Credit risk arises principally from the Group's and Company's trade and other receivables, restricted cash, cash and cash equivalents, and loans to subsidiaries (Company). It is the risk that the counterparty fails to discharge its obligation in respect of the instrument. The credit risk on liquid funds is limited because the counterparties are banks with credit ratings assigned by international credit rating agencies. The Group places funds only with selected organisations with ratings of 'A' or above as ranked by Standard & Poor's for both long and short-term debt. Funds are currently placed with the National Westminster Bank plc and DNB Bank ASA for the DSRA. Under IFRS 9 there is no material impact for both the Group and Company when assessing expected credit losses of its receivables. 

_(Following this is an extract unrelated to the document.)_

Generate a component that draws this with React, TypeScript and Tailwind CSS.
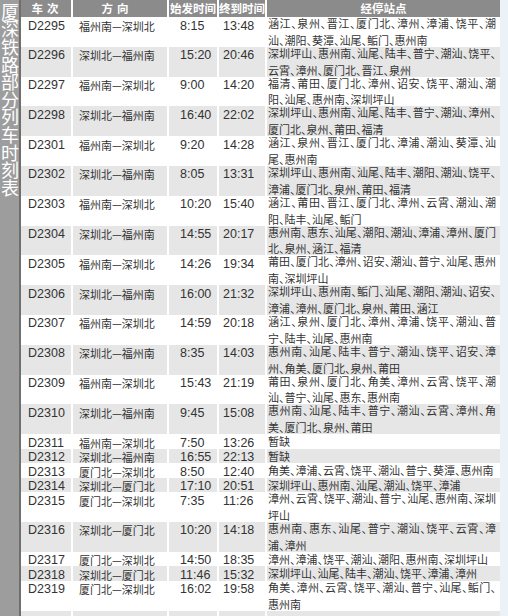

The Group made investments and advances into subsidiary undertakings during the year and these mostly relate to the funding of the SNS Hub Development Projects, and the Company commenced recovery of these loans in the period from production from the Blythe and Elgood gas fields held by IOG North Sea Limited. The Company expects to recover the outstanding loans through future gas sales under the licences held by its subsidiaries from current and future developments. Loans to subsidiary undertakings are recognised at amortised cost in accordance with IFRS 9. The loans have no maturity date and are not repayable until the respective subsidiary entity has sufficient cash to repay the loan. The Board has accordingly assessed the expected repayment dates based on the strategic forecasts approved by the Board.

As at the reporting date, the Group had £9.0 million external receivables (2021: £nil).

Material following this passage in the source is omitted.